The effort to protect electrical workers and electrical equipment always comes back to the three pillars of safety by design.

  1. Eliminate the hazard.
  2. Reduce the likelihood of an occurrence.
  3. Reduce the severity of injuries.

The goal is to establish electrically safe working conditions. For situations where justified energized work is required, designs must emphasize reducing the chances of something harmful occurring and reducing the severity of injuries should an accident occur.

When it comes to shock hazards, reducing the current flow is not an option, but there are ways to avoid inadvertent contact. This means choosing specialized equipment that provides more fingersafe solutions and options for barriers that prevent workers from coming in contact with energized parts.

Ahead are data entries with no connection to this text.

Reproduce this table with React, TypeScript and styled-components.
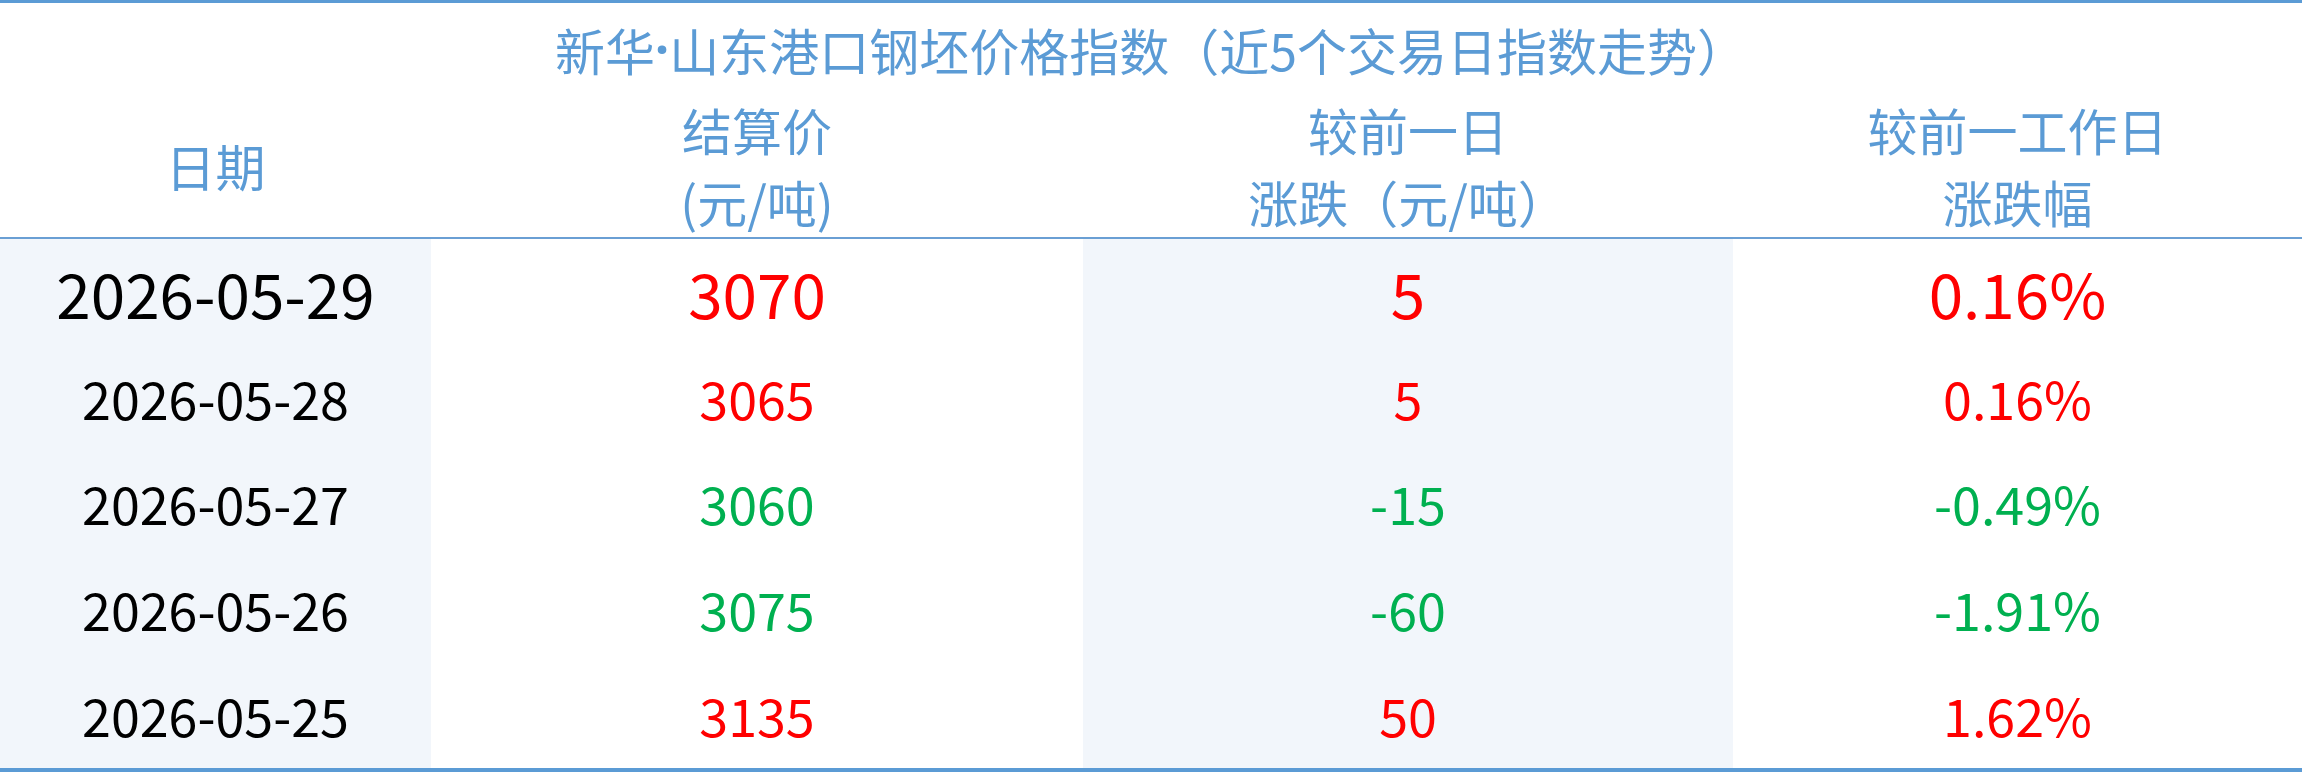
import styled, { createGlobalStyle } from "styled-components";

const GlobalStyle = createGlobalStyle`
  html, body {
    margin: 0;
    padding: 0;
    background: #ffffff;
  }
  body {
    font-family: "Noto Sans CJK SC", "Noto Sans", sans-serif;
  }
`;

type Trend = "up" | "down";

const rows: { date: string; price: string; change: string; pct: string; trend: Trend }[] = [
  { date: "2026-05-29", price: "3070", change: "5", pct: "0.16%", trend: "up" },
  { date: "2026-05-28", price: "3065", change: "5", pct: "0.16%", trend: "up" },
  { date: "2026-05-27", price: "3060", change: "-15", pct: "-0.49%", trend: "down" },
  { date: "2026-05-26", price: "3075", change: "-60", pct: "-1.91%", trend: "down" },
  { date: "2026-05-25", price: "3135", change: "50", pct: "1.62%", trend: "up" },
];

const Board = styled.div`
  width: 2302px;
  height: 772px;
  box-sizing: border-box;
  border-top: 3px solid #5b9bd5;
  border-bottom: 4px solid #5b9bd5;
  display: flex;
  flex-direction: column;
`;

const Title = styled.div`
  height: 90px;
  padding-top: 2px;
  box-sizing: border-box;
  display: flex;
  align-items: center;
  justify-content: center;
  color: #5b9bd5;
  font-size: 50px;
  line-height: 1;
  white-space: nowrap;
`;

// the interpunct is narrow in the reference, so take it from a Latin face
const Dot = styled.span`
  font-family: "Noto Sans", sans-serif;
  font-weight: 700;
`;

const Grid = styled.div`
  display: grid;
  grid-template-columns: 431fr 652fr 650fr 569fr;
`;

const HeadRow = styled(Grid)`
  height: 144px;
  border-bottom: 2px solid #6a9fd4;
`;

const HeadCell = styled.div`
  display: flex;
  flex-direction: column;
  align-items: center;
  justify-content: center;
  color: #5b9bd5;
  font-size: 50px;
  line-height: 72px;
  white-space: nowrap;
`;

const Body = styled.div`
  flex: 1;
  display: grid;
  grid-template-rows: repeat(5, 1fr);
`;

const BodyRow = styled(Grid)``;

const Cell = styled.div<{ $shaded?: boolean; $big?: boolean; $trend?: Trend }>`
  display: flex;
  align-items: center;
  justify-content: center;
  background: ${(p) => (p.$shaded ? "#f2f6fb" : "#ffffff")};
  color: ${(p) =>
    p.$trend === "up" ? "#ff0000" : p.$trend === "down" ? "#00b050" : "#000000"};
  font-size: ${(p) => (p.$big ? "62px" : "52px")};
  line-height: 1;
  white-space: nowrap;
`;

export default function App() {
  return (
    <>
      <GlobalStyle />
      <Board>
        <Title>
          新华<Dot>·</Dot>山东港口钢坯价格指数（近5个交易日指数走势）
        </Title>
        <HeadRow>
          <HeadCell>日期</HeadCell>
          <HeadCell>
            <span>结算价</span>
            <span>(元/吨)</span>
          </HeadCell>
          <HeadCell>
            <span>较前一日</span>
            <span>涨跌（元/吨）</span>
          </HeadCell>
          <HeadCell>
            <span>较前一工作日</span>
            <span>涨跌幅</span>
          </HeadCell>
        </HeadRow>
        <Body>
          {rows.map((r, i) => (
            <BodyRow key={r.date}>
              <Cell $shaded $big={i === 0}>
                {r.date}
              </Cell>
              <Cell $big={i === 0} $trend={r.trend}>
                {r.price}
              </Cell>
              <Cell $shaded $big={i === 0} $trend={r.trend}>
                {r.change}
              </Cell>
              <Cell $big={i === 0} $trend={r.trend}>
                {r.pct}
              </Cell>
            </BodyRow>
          ))}
        </Body>
      </Board>
    </>
  );
}
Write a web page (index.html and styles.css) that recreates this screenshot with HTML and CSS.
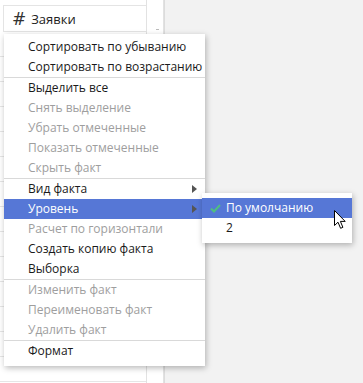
FILE: index.html
```html
<!DOCTYPE html>
<html lang="ru">
<head>
  <meta charset="UTF-8">
  <title>Заявки</title>
  <link rel="stylesheet" href="styles.css">
</head>
<body>
  <div class="sheet">
    <div class="col">
      <div class="head">
        <span class="hash">#</span>
        <span class="head-title">Заявки</span>
      </div>
      <div class="rows" id="rows"></div>
    </div>
    <div class="scroll"><span class="tick"></span></div>
  </div>

  <!-- контекстное меню -->
  <div class="menu">
    <div class="item">Сортировать по убыванию</div>
    <div class="item">Сортировать по возрастанию</div>
    <div class="sep"></div>
    <div class="item">Выделить все</div>
    <div class="item off">Снять выделение</div>
    <div class="item off">Убрать отмеченные</div>
    <div class="item off">Показать отмеченные</div>
    <div class="item off">Скрыть факт</div>
    <div class="sep"></div>
    <div class="item sub">Вид факта</div>
    <div class="item sub active">Уровень</div>
    <div class="item off">Расчет по горизонтали</div>
    <div class="item">Создать копию факта</div>
    <div class="item">Выборка</div>
    <div class="sep"></div>
    <div class="item off">Изменить факт</div>
    <div class="item off">Переименовать факт</div>
    <div class="item off">Удалить факт</div>
    <div class="sep"></div>
    <div class="item">Формат</div>
  </div>

  <div class="menu submenu">
    <div class="item active">
      <svg class="check" width="11" height="9" viewBox="0 0 11 9">
        <polyline points="1,4.5 4,7.5 10,1" fill="none" stroke="#4fbf80" stroke-width="2"/>
      </svg>
      По умолчанию
    </div>
    <div class="item">2</div>
  </div>

  <svg class="cursor" width="13" height="20" viewBox="0 0 13 20">
    <path d="M0.5 0.5 L0.5 15.5 L4 12.2 L6.6 18.3 L8.9 17.3 L6.4 11.4 L11.2 11.4 Z" fill="#fff" stroke="#000" stroke-width="1" stroke-linejoin="round"/>
  </svg>

  <script>
    const rows = document.getElementById('rows');
    for (let i = 0; i < 14; i++) {
      const r = document.createElement('div');
      r.className = 'row';
      rows.appendChild(r);
    }
  </script>
</body>
</html>
```

FILE: styles.css
```css
body {
  margin: 0;
  background: #f2f2f2;
  font-family: "Open Sans", "Noto Sans", sans-serif;
  font-size: 12px;
  color: #1a1a1a;
  height: 383px;
  overflow: hidden;
}
.sheet {
  display: flex;
  width: 164px;
  height: 383px;
  background: #fff;
  border-right: 1px solid #dcdcdc;
}
.col {
  width: 146px;
  border-right: 1px solid #e2e2e2;
  padding-top: 5px;
}
.head {
  height: 25px;
  margin-left: 3px;
  border: 1px solid #e4e4e4;
  border-right: none;
  display: flex;
  align-items: center;
  gap: 5px;
  padding-left: 8px;
  color: #222;
}
.hash {
  font-family: "DejaVu Sans", sans-serif;
  font-size: 17px;
  color: #333;
}
.head-title {
  font-size: 13px;
}
.row {
  height: 24px;
  border-bottom: 1px solid #e6e6e6;
}
.scroll {
  flex: 1;
  border-right: 1px solid #e2e2e2;
  position: relative;
}
.tick {
  position: absolute;
  left: 9px;
  top: 29px;
  width: 3px;
  height: 1px;
  background: #bbb;
}
.menu {
  position: absolute;
  left: 4px;
  top: 34px;
  width: 201px;
  padding: 3px 0 5px;
  background: #fff;
  box-shadow: 1px 2px 6px rgba(0, 0, 0, 0.28);
}
.item {
  height: 20px;
  line-height: 20px;
  padding-left: 24px;
  position: relative;
  white-space: nowrap;
}
.item.off {
  color: #9e9e9e;
}
.item.active {
  background: #5677d6;
  color: #fff;
}
.item.sub::after {
  content: "";
  position: absolute;
  right: 8px;
  top: 6px;
  border-left: 5px solid #555;
  border-top: 4px solid transparent;
  border-bottom: 4px solid transparent;
}
.sep {
  height: 1px;
  background: #d9d9d9;
}
.submenu {
  left: 202px;
  top: 193px;
  width: 150px;
  padding: 5px 0;
}
.check {
  position: absolute;
  left: 8px;
  top: 6px;
}
.cursor {
  position: absolute;
  left: 334px;
  top: 210px;
}
```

When designing electrical systems and the devices that go into them, it’s critical to safeguard designs, so when systems need service or repair, electrical workers are safe in minimal PPE. Ultimately, electrical workers and our industry as a whole benefit most from a “never settle” approach to safety. Purchasing PPE at a higher calorie capability than your solution demands doesn’t spell success. The industry can do better than double-digit calorie events. Striving for solutions that drive energy into the dirt will lead to safer work environments.